++++ LISTED ENTRIES ++++

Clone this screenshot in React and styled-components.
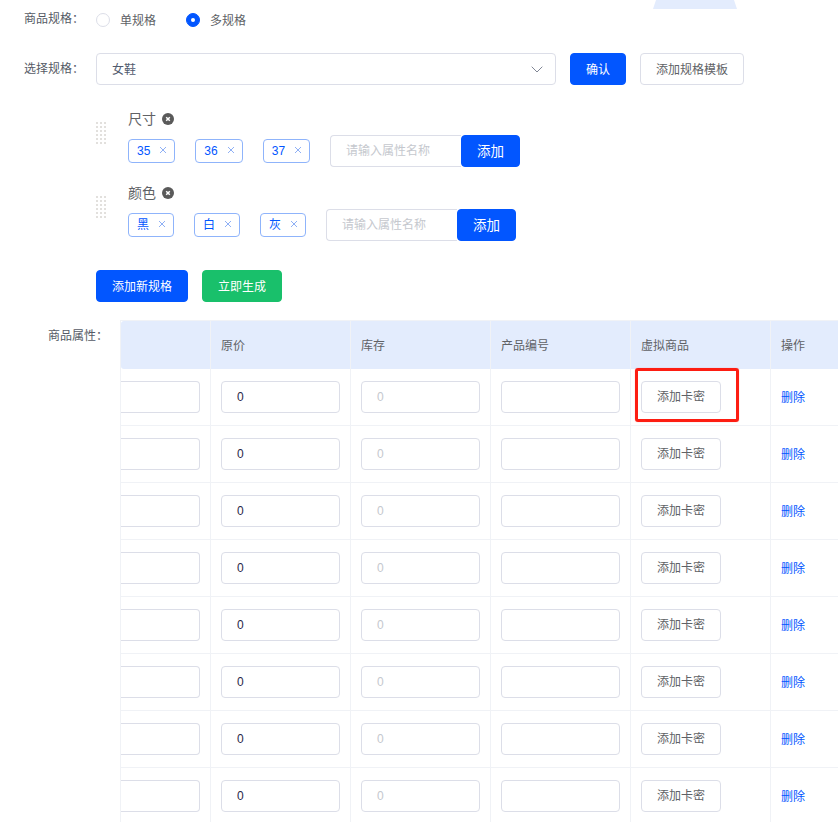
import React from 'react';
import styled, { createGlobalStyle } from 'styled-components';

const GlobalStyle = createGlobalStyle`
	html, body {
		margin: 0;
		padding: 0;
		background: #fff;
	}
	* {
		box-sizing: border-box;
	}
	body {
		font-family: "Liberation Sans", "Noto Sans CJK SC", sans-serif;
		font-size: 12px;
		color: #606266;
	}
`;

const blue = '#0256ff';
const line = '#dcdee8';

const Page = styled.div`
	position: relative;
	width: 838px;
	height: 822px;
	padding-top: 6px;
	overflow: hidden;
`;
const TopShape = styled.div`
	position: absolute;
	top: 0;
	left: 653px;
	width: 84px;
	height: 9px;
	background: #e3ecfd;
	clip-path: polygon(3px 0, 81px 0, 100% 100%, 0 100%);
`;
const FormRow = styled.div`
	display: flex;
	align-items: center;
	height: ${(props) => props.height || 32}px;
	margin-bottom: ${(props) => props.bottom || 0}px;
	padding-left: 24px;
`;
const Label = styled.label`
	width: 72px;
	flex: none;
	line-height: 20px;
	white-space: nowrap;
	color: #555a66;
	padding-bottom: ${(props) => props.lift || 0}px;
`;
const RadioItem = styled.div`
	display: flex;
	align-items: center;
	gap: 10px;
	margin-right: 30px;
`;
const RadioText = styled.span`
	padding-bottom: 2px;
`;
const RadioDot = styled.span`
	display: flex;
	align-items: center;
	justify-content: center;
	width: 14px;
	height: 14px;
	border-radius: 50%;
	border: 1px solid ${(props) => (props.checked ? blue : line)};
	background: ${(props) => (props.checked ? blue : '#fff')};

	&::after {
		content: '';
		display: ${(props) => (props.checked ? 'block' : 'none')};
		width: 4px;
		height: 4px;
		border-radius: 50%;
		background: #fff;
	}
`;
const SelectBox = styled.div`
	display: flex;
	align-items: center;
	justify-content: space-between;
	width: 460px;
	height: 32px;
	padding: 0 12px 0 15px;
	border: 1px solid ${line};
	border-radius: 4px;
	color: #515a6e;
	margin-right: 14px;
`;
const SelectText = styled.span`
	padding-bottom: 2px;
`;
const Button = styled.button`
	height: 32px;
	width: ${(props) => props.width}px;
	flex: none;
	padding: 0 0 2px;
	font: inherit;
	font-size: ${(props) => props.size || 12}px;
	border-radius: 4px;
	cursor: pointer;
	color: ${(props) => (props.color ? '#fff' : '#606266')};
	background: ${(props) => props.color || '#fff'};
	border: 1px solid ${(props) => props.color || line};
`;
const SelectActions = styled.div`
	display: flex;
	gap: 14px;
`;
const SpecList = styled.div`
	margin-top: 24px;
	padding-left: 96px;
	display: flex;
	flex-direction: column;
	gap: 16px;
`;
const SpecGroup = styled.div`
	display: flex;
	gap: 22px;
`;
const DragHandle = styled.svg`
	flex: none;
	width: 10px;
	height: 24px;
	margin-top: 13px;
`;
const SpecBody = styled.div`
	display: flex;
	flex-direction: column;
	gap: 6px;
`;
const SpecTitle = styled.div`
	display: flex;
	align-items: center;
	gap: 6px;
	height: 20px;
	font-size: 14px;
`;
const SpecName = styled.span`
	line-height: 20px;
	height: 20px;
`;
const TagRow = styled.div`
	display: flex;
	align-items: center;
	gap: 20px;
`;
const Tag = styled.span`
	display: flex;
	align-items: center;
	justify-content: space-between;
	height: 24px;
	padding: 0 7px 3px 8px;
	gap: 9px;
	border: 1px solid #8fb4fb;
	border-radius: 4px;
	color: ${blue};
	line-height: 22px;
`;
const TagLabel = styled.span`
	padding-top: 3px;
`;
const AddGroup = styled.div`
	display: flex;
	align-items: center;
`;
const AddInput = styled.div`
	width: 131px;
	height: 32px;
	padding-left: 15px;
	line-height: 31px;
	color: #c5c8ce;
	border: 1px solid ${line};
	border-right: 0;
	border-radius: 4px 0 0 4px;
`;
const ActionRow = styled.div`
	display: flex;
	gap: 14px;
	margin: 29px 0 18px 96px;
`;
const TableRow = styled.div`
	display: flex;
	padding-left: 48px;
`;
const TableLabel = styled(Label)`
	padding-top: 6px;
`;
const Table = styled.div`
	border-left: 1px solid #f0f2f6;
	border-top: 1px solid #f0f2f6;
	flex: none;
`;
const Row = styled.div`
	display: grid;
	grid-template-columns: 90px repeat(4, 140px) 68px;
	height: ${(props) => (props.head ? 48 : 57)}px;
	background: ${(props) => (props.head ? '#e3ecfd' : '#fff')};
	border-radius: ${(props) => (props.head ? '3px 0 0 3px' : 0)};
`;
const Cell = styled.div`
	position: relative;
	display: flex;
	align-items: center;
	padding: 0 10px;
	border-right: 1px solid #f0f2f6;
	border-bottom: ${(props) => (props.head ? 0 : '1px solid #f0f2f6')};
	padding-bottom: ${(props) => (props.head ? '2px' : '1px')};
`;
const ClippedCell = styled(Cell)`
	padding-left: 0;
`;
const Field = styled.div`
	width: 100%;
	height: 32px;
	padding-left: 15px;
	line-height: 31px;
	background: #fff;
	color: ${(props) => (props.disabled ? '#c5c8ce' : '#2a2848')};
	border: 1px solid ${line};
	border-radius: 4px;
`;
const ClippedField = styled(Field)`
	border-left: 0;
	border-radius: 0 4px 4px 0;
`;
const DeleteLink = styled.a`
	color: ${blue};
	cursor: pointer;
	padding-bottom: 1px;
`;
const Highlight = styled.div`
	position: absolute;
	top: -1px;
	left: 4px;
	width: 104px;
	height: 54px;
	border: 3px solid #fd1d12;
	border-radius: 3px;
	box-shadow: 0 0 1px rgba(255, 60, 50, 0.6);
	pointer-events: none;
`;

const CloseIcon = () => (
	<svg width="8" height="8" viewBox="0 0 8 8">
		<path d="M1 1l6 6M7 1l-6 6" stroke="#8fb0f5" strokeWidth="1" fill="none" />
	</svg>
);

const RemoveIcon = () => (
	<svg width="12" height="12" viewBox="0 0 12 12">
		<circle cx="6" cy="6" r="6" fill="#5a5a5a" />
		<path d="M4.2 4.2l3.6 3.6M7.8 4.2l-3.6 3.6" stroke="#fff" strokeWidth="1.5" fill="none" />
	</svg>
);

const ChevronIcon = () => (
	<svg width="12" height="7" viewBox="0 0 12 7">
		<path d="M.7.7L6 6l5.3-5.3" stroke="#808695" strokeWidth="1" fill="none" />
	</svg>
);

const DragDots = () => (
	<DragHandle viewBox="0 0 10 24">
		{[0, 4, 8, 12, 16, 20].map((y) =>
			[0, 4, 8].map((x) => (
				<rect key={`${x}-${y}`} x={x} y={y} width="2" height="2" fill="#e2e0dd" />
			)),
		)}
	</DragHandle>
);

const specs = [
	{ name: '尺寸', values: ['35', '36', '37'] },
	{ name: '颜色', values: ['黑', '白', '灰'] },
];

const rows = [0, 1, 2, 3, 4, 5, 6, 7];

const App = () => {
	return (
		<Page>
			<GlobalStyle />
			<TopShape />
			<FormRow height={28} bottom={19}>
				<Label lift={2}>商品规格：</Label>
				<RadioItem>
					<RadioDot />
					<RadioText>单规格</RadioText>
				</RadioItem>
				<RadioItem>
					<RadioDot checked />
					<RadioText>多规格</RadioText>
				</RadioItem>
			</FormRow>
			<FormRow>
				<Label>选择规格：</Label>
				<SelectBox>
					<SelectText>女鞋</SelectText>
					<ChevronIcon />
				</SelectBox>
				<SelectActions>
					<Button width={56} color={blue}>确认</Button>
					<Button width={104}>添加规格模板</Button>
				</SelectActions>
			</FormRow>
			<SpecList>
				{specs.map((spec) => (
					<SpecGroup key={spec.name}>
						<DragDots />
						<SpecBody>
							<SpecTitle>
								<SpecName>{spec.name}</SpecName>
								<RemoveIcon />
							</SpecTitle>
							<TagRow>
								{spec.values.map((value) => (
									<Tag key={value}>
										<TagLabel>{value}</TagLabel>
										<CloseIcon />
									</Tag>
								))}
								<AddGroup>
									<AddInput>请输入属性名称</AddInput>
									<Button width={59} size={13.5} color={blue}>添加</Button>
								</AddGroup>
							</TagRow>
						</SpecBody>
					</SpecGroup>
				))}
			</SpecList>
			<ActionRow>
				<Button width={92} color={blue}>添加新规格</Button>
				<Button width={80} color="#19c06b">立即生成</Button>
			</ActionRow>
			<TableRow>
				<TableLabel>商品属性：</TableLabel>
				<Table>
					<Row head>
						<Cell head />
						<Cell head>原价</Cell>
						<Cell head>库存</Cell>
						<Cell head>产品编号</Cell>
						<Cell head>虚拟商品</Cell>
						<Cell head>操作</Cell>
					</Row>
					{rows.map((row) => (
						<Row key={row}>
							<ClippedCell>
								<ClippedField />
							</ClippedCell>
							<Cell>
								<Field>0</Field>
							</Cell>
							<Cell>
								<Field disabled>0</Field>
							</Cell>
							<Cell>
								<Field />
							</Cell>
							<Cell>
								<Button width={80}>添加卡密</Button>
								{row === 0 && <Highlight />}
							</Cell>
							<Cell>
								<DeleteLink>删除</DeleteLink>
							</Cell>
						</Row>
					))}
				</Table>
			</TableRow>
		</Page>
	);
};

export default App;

++++
++++ LISTED ENTRIES ++++

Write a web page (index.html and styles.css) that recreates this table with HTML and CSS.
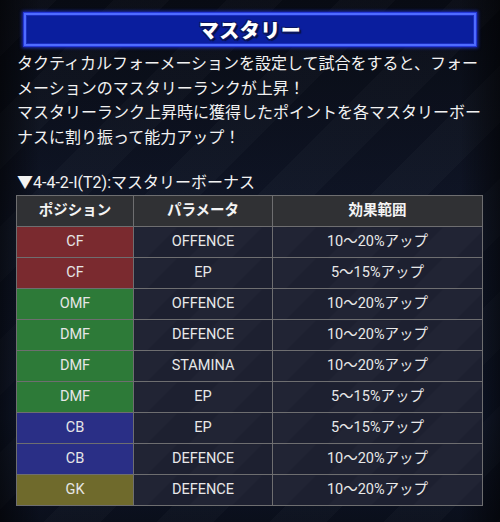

++++

### OBJECTIVE
Look for the word "this" in every line of the listing and copy the lines that have it.

### FINAL RESULT
Clone this screenshot in React and styled-components.
Write a web page (index.html and styles.css) that recreates this table with HTML and CSS.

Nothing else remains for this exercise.